After having a day full of conferences (And, Oh dear god the endless, endless questioning of my authority! The excuses! The pleas! The promises!), I was waiting for the light to change in my car at the corner of St. Anthony and Leon C. Simon (or Robert E. Lee--I always get them mixed up), taking my hair down.
When I looked up, I noticed that the pecan trees that once lined the street were gone. I'm sure they have been for weeks, too; they're were no limbs or leaves or evidence of the butchering, so it must've happened without my even taking notice.
This made me sad, the not-noticing. Who doesn't notice such a thing? Oh, WHAT HAS BECOME OF MEEEEE!?!?!? (Insert melodramatic falling to knees and throwing of hands to the heavens here).
I have been paying extra-special attention to trees these days because I've decided that when we move, I want to plant a live oak tree in our new yard. The one we have in our back yard now isn't the loveliest of all specimens, but a live oak is like a baby in that way--they don't have to try much to be lovely. Anyway, this tree has a canopy that covers the entire back yard, and in the Spring I like to sit back there and read sometimes.
Actually, this is not true: I can't sit back there very often because of a) the perpetual construction performed by perverts next door, and b) buckmoth caterpillars (who have not arrived yet this year... thank you be-jeezus).
Anyways, our live oak tree is romantic and the notion of sitting under it is, too, and I'll miss at least looking out the bedroom window and fantasizing about sitting under it once the construction stops.
I'd posted to a garden forum in order to find out about how to choose and plant a good live oak, and one very helpful poster gave me meticulous instructions to follow for both. He(?) also said that I needed to pick a specimen with "good form and healthy crotches," which of course made me giggle. After a margarita or three last weekend I laughed with friends about it: ain't that what we all look for in romance--good form and a healthy crotch? Hardeehar.
So: the pecan trees, I used to love. I remember smiling some Fall while sitting at the light at Elysian Fields and Whatever-The-Street-Is; some elderly man or lady from Gentilly would be out on the neutral ground, swinging at the branches with a cane and stooping down, creaky-style to gather the fallen nuts and collect them in their Sav-a-Center bag. To eat the pecan pie that holiday! Talk about some serious love in the cooking...

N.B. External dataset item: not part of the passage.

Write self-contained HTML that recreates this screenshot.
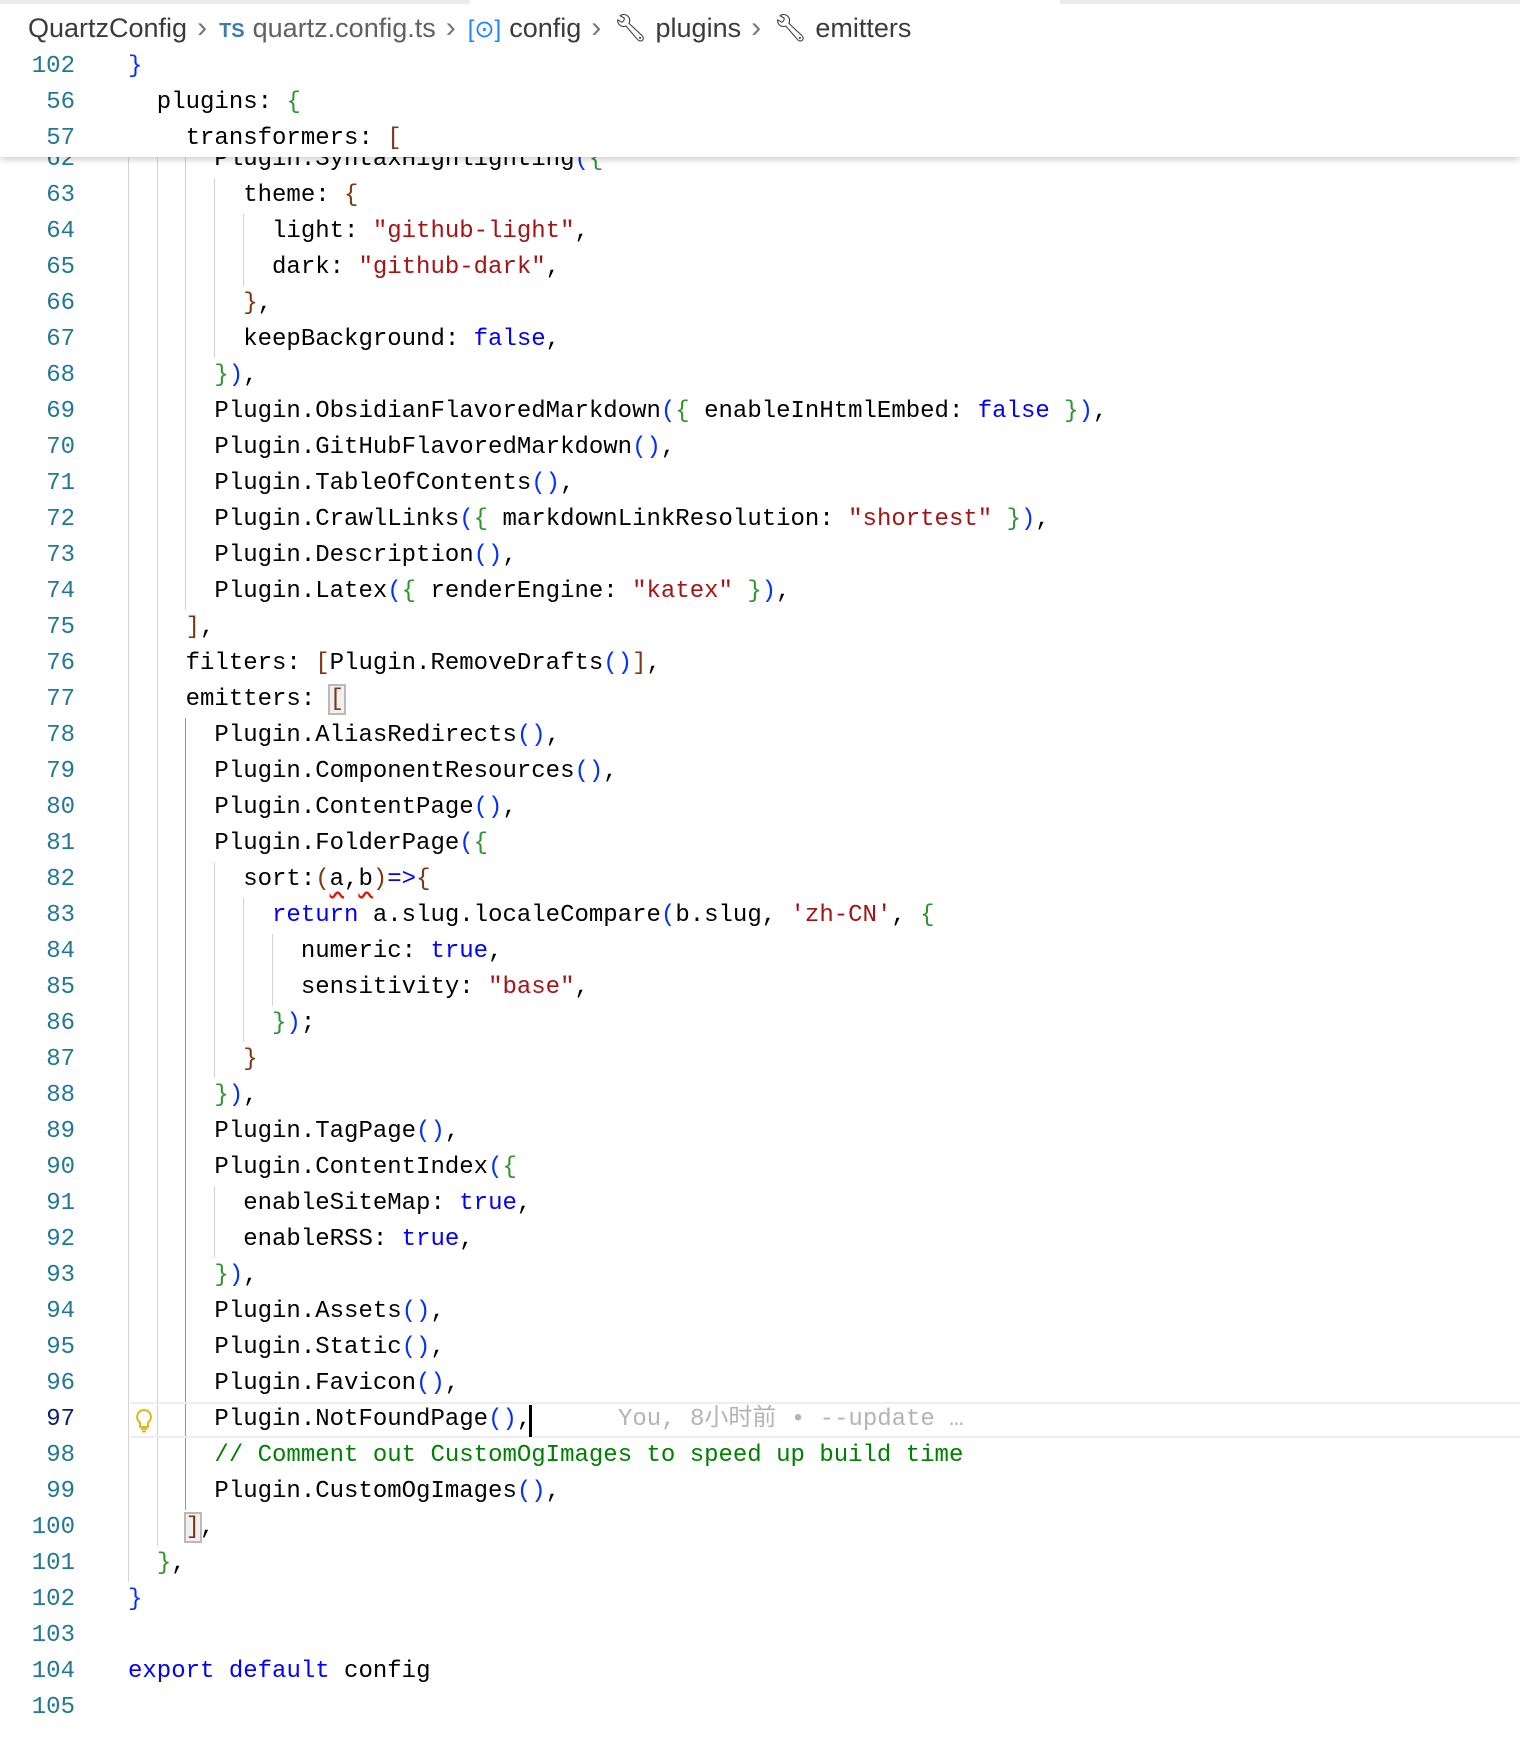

Those big ol' beautiful pecan trees--all of them--are gone, and it is an F-ING TRAGEDY. I'm not throwing my hands up to the heavens here, either. I feel letter-to-the-editor about it. I mean, what the F--k?!?!?! I remember that they were damaged, but they were alive, and old as dirt, and lovely (if a little less attractive or lopsided from their injuries). No one can taste ugly in a pecan pie. What the f...
I suppose what happened was someone would have to be paid to maintain the pecan trees. Someone would be responsible for making sure a limb didn't fall on Grandma's head when she was out readying for the great pie-bake. They'd need a somebody for that job, and who knows if there's someone to do it, or money to pay for it, and anyway, Grandma's probably gone, too, and so what's the point?
The chopping-down of those trees makes me think of how much of our physical history we are losing now. So many people are razing homes, clearing lots, throwing out furniture, and generally just getting rid of what could potentially be salvaged because, why? Will we one day regret that we did these things for money, for convenience? And why do we do it? Does it make the recovery easier, to forget?
And here I am, answering my own question: yes it does. Because I was figgidy-fine without the memory of those damn pecan trees. I was fine until I stopped, until I stopped just long enough to forget.